And there I’d still be, stalled in permanent brainlock with Mr. Sulu, Lieutenant Uhura, Mr. Spock, and Captain Kirk on the profanity bridge, if my phone hadn’t rung and knocked me out of the infinite obscenity loop.

What this means for the Tour

In addition to p*wning the snot out of Cuddle Evans in the time trail, Wiggsy took the time to explain that he “can’t be doing with” us fucking wanker cunts  because it “justifies their own bone idleness.” Now hold on just one danged minute! Did he really say that he can’t “do” us fucking wanker cunts because of our bone idleness?

If I thought Wiggly taking ownership of “fucking wanker cunt” was astounding, the minute he accused us Twitterers of bone idleness, well, that just ended the discussion. Me? Having an idle bone? If he’d send me his mobile number I’d show him “idle.” Idle like a warren of rabbits, pal.

This dude just went from bottom of the poopstack to the top of the heap in my book. He wants to be big dog of nasty language? Take it away, Bradley. This is a chapter in Turdy France history that you will truly get to write on your own. The rest of us will be trailing, helplessly but awed, in your wake. The Tour de Curse is yours by a mile.

And it couldn’t happen to a bigger wanker.

My best friend, “Sue”

June 28, 2012 § 19 Comments

Everybody’s so pissed off at the dude whose old lady is suing Strava. “Frivolous lawsuit!” they holler.

“Bullshit fucking plaintiff’s lawyer!” they scream.

“End of democracy and the free world!” they yowl.

Etc., etc.

Well look here, pussies, that’s not a frivolous lawsuit. In my world, that’s an awesome lawsuit of the most meritorious sort. You want frivolous? Come to me. I once sued a murder victim for littering a park with his blood. I sued the City of Torrance for failing to prevent drunk drivers from hurting themselves when they crashed into pedestrians. I sued a blind little old lady with Alzheimer’s for trespass when she tripped on a hose and fell onto a supermarket driveway.

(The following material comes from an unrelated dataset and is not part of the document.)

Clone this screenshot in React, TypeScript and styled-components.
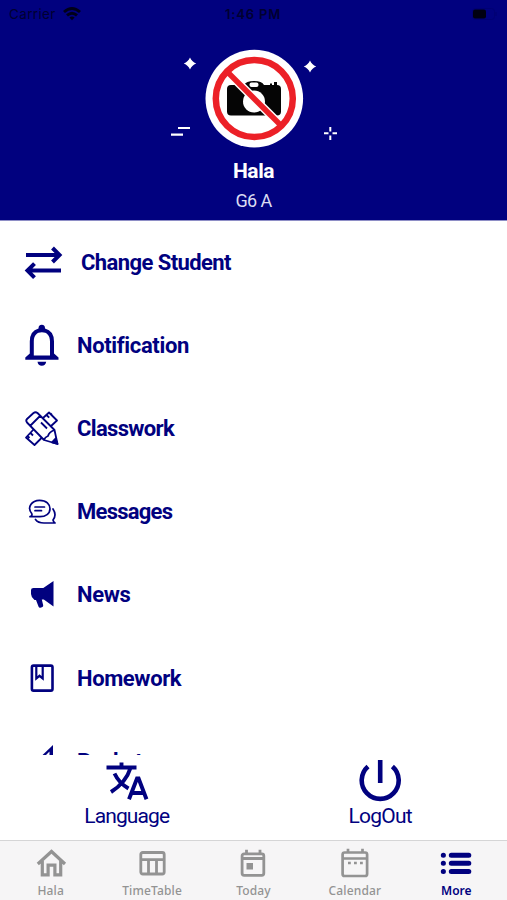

You fucking want frivolous? What about the time I sued the federal government for making its forms too hard to understand? Or the time I sued all the teachers’ unions for failing to reduce the incidence of work-related blowjobs? I even sued RuggedMAXXX2 for compensation after all my jeans burst at the seams.

Yeah, baby. You fucking want some more of that frivolous shit? Come to poppa. I ain’t never met a douchebaggy, shitfucky, spitsticky, snotgnarly plaintiff with a trumped up claim who I couldn’t massage into a full blown, 15-inch, blue-veiner federal case. So don’t come crying to me about frivolous.

One, two, flush

Now then. Although I’m known far and wide for suing anything and anybody who hasn’t already been tossed into a wood chipper, there’s one tiny little thing you need to understand: all my frivolous cases lose. Yep, that’s right. The time I sued Big Honkers Gentleman’s Club for causing excessive sexual tension? Case got tossed on demurrer, and the defendants sued me for malicious prosecution and intentional stupidity. They won on all counts.

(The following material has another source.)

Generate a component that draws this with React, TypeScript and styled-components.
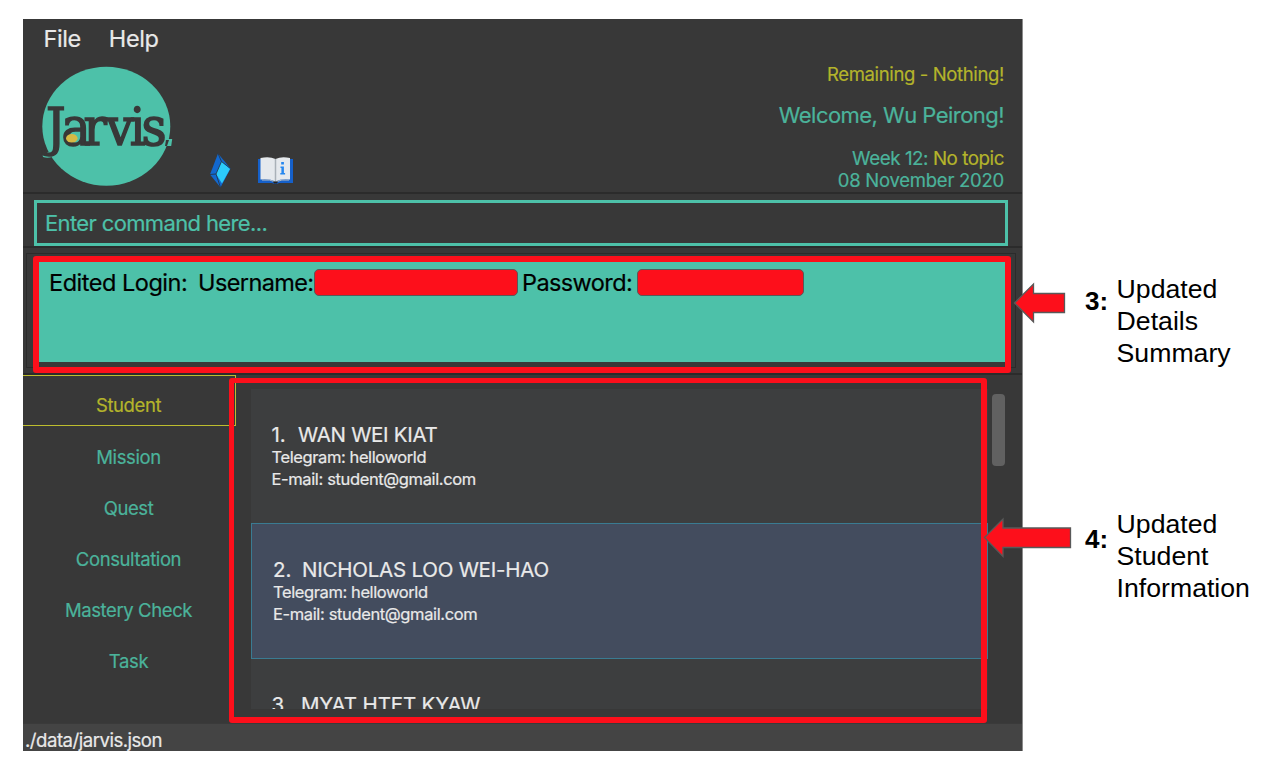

The time I sued Redondo, Hermosa, and Manhattan beaches for maintaining overly hot sand and scorching my soles? Laughed out of court and slapped with double secret probation along with multiple fines, sanctions, costs, attorney fees, and having my name written all over the bathroom walls at Stanley Mosk Courthouse. Go check ’em out. They all say, “Wankmeister = WANKER!”

Funny how the knife only has one cutting edge

On the other hand, I’m racking my brain trying to recall the last time I saw an outraged article about some douchebag insurance company that rejected a valid claim by some poor cyclist bastard who’s now a quad due to the poor judgment of some drunk driver. Or the angry posts on cycling forums about the thousands of people who get life-altering injuries, yet walk away with nothing because the wrongdoer was uninsured, or under-insured, or a deadbeat fuckwad, or represented by an all-powerful insurance company who put the blocks to the crippled, maimed, or permanently disabled victim.

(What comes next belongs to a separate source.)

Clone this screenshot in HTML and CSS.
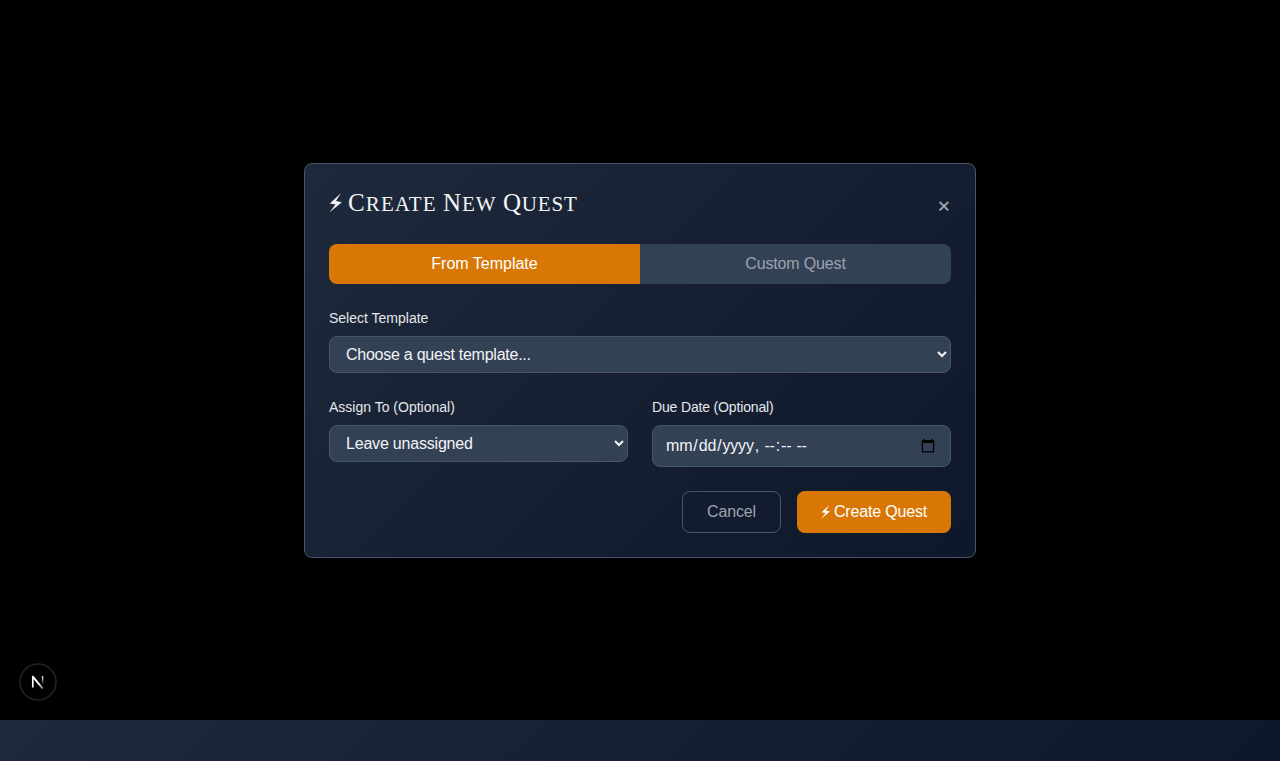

Fuck all those people. They’re just cyclists. What we’re really pissed off about is the occasional douchebag lawyer who files a shitty case and gets thrown out of court on his dingdong.

Please, therefore, make a mental note: Life isn’t fair. So you better be ready to fight hard.

What’s up with this Strava bullshit

I used to do Strava, just like I used to do meth, crack, and bike porn. But I quit. Why? Because it’s STUPID. I post my best time on Ol’ Wrinklesack climb, and then some wanker on a moped, or some wanker who can actually ride, or some chick who’s totally badass, whales the shit out of my time. So then I go back and whale on her time. Then she on mine.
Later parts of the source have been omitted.